-- START --
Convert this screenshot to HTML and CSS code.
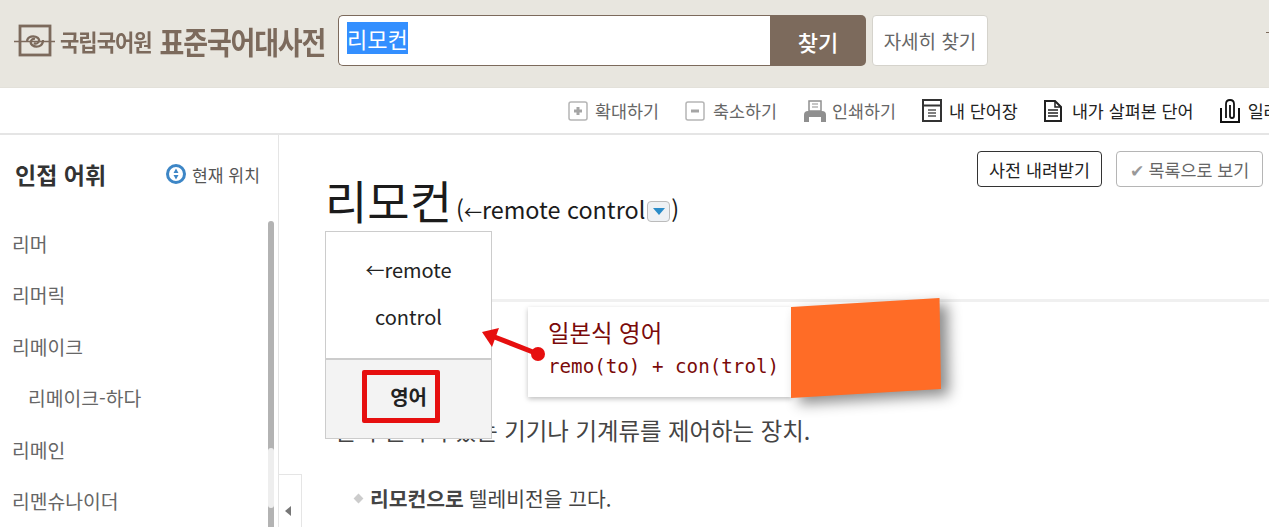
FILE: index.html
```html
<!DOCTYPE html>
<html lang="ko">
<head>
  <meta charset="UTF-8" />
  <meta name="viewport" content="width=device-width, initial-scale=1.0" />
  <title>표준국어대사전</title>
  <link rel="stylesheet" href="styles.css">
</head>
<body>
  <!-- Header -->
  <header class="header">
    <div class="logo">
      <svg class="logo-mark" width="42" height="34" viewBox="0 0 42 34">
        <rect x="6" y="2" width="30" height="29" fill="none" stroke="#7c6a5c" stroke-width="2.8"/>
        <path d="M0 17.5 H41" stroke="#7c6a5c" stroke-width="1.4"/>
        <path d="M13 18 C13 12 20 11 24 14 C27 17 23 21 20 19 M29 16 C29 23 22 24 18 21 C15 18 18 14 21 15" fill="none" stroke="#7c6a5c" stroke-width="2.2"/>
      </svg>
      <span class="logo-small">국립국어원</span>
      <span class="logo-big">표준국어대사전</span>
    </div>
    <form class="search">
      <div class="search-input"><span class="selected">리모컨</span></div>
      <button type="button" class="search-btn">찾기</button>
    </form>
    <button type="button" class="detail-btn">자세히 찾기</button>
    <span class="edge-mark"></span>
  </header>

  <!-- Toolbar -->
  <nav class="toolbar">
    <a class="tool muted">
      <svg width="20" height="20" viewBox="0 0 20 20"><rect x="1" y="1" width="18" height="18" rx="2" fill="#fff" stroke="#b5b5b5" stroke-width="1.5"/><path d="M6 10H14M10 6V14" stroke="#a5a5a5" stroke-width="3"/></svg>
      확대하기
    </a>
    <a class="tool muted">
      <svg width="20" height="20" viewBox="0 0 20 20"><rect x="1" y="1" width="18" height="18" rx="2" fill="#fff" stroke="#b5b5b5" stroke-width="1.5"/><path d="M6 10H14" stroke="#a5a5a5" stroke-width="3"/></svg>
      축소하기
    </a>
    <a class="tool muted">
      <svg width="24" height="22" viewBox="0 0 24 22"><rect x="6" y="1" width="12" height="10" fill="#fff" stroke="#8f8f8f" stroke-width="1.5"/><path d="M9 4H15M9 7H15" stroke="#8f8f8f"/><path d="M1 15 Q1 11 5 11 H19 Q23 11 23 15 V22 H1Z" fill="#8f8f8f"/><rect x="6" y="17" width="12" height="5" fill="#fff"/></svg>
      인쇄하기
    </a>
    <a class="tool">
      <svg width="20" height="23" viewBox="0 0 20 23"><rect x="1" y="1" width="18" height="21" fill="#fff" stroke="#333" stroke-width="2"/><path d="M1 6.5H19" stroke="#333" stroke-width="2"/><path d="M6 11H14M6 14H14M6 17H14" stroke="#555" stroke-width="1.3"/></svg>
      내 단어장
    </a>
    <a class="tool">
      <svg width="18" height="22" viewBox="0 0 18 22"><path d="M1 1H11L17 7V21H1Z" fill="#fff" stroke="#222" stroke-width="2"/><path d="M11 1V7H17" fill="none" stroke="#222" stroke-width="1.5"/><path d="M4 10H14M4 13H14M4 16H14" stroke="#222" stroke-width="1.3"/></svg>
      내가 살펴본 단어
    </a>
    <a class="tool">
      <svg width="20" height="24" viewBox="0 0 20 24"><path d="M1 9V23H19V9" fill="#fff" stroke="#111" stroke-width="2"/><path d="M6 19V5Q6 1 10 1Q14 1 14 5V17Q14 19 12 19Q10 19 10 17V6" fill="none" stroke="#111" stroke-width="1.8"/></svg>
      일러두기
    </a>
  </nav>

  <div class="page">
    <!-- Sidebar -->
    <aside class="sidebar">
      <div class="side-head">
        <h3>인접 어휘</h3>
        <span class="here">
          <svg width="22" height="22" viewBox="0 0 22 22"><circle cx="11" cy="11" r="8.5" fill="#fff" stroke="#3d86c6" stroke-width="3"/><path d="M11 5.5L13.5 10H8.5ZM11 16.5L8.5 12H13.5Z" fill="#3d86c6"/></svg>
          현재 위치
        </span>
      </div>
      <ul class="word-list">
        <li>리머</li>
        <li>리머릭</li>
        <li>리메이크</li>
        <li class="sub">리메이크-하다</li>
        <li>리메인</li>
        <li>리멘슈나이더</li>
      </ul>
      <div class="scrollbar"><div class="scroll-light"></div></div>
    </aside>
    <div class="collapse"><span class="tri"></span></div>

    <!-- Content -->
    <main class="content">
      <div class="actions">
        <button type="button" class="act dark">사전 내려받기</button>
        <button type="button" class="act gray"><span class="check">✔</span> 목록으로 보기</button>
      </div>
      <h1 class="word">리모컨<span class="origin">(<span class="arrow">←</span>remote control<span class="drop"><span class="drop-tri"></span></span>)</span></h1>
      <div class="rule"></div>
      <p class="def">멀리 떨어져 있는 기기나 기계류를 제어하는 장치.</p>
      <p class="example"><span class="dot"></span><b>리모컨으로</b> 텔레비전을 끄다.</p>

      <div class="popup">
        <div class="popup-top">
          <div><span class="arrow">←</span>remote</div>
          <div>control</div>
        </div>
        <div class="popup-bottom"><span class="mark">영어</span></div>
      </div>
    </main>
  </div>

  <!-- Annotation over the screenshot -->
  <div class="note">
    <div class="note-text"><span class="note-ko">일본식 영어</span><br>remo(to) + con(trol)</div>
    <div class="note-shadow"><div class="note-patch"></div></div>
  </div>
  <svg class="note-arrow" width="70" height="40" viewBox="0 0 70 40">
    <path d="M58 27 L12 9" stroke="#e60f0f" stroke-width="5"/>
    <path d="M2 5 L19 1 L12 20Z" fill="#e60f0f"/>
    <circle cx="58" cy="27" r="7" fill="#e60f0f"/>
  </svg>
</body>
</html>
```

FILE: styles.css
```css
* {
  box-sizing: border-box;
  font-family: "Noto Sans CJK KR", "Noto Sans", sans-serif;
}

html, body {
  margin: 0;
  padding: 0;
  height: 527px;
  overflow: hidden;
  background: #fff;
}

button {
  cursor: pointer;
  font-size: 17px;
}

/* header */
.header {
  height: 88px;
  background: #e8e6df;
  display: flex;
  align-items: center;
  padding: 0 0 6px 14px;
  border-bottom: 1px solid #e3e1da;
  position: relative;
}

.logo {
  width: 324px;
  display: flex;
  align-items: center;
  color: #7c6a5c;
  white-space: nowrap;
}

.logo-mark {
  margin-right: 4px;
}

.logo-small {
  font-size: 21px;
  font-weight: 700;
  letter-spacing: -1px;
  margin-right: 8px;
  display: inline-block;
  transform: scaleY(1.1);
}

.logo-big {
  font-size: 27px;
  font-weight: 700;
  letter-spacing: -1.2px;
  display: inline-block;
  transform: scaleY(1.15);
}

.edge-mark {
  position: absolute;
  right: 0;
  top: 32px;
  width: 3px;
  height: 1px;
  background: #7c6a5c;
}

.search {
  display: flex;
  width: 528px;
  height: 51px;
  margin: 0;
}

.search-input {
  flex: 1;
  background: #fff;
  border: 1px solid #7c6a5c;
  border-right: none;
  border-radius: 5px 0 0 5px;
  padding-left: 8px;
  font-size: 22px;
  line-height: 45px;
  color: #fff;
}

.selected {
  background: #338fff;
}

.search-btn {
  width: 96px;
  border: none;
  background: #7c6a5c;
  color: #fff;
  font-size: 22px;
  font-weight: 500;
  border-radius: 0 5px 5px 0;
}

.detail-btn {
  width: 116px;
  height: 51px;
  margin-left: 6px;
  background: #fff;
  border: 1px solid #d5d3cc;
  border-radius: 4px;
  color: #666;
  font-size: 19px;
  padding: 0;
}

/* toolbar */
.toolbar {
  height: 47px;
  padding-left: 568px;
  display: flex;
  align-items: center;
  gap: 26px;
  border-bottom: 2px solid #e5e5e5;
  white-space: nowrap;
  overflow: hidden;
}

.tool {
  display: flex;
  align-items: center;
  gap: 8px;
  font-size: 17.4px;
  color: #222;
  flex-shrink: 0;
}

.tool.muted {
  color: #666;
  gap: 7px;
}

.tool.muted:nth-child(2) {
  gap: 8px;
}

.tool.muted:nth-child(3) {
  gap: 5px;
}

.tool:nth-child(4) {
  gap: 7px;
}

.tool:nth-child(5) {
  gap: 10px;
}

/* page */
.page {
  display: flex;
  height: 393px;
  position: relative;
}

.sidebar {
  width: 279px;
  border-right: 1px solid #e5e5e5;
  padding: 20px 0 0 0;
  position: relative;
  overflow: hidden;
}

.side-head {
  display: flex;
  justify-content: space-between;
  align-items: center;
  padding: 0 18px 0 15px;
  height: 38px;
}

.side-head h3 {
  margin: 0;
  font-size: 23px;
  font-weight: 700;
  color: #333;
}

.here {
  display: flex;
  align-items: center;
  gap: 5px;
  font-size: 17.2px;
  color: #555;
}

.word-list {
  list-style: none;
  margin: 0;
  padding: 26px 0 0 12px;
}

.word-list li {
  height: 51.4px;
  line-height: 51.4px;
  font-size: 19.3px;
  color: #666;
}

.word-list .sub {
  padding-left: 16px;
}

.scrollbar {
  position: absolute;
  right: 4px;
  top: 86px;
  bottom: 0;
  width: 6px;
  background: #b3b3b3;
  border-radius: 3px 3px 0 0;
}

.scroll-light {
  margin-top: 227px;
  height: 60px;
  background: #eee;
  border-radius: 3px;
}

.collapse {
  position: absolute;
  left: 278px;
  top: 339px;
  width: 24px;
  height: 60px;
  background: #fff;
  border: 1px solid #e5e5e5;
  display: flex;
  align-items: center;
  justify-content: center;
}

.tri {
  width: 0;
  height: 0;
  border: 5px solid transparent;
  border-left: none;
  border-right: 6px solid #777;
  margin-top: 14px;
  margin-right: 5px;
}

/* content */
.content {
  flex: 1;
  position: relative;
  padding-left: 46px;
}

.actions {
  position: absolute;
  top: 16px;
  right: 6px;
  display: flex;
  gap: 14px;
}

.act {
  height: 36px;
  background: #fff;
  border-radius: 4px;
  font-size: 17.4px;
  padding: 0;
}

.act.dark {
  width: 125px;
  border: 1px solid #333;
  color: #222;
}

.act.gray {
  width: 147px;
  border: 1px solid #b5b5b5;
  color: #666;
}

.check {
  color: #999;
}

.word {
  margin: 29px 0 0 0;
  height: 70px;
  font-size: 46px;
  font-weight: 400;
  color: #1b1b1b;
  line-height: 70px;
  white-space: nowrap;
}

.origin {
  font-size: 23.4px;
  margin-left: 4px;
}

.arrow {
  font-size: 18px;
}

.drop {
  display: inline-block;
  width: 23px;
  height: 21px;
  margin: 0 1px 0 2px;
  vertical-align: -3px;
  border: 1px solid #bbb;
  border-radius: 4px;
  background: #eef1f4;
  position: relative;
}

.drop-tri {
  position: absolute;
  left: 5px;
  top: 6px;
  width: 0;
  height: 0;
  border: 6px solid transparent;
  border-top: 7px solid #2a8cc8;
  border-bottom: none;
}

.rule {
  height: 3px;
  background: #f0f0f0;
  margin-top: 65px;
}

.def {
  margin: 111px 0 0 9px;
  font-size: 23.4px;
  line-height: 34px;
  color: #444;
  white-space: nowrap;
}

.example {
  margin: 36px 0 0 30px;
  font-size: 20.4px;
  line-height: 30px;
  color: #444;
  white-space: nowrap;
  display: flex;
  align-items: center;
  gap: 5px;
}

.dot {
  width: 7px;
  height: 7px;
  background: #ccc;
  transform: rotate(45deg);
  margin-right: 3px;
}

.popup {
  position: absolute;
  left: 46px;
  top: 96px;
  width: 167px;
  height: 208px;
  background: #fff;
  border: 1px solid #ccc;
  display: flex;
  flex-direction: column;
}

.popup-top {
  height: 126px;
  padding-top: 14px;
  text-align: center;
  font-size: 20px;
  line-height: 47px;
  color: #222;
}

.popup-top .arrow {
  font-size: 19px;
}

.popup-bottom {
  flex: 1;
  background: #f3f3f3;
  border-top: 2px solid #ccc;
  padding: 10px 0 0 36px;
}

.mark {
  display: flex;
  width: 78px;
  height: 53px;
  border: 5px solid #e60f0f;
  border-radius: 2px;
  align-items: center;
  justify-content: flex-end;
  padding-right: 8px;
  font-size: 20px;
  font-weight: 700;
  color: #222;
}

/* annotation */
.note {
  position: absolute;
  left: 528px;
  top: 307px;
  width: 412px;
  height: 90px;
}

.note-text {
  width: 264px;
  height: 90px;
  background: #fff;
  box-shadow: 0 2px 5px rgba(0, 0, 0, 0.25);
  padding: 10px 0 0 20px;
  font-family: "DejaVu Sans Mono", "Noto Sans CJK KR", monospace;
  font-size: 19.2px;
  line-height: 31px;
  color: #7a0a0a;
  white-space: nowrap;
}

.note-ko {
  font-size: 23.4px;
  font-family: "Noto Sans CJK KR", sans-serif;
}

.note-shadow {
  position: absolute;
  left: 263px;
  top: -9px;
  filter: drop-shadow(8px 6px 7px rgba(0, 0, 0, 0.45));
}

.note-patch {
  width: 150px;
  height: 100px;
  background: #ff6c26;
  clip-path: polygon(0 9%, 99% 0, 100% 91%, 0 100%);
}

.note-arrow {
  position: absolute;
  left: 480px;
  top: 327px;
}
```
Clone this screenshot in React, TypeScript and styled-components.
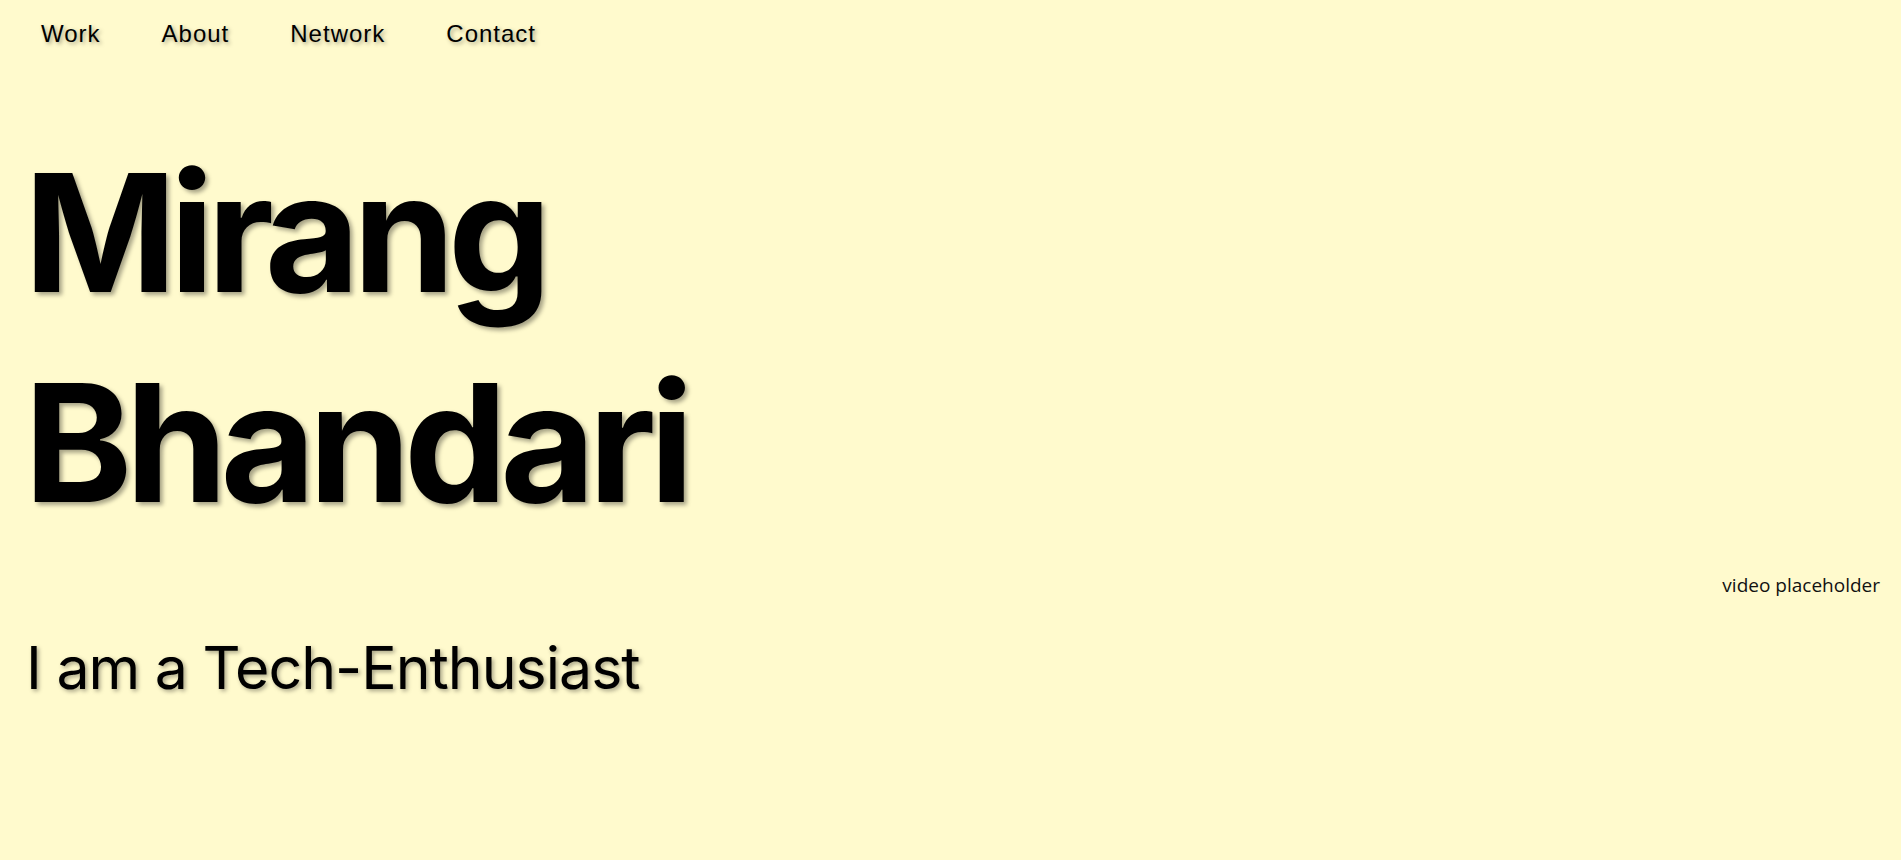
-- END --
> [Problem details]
Go through the listing above and pull out each line containing the word "screenshot".

> [Answer to this task]
Convert this screenshot to HTML and CSS code.
  <!-- Annotation over the screenshot -->
Clone this screenshot in React, TypeScript and styled-components.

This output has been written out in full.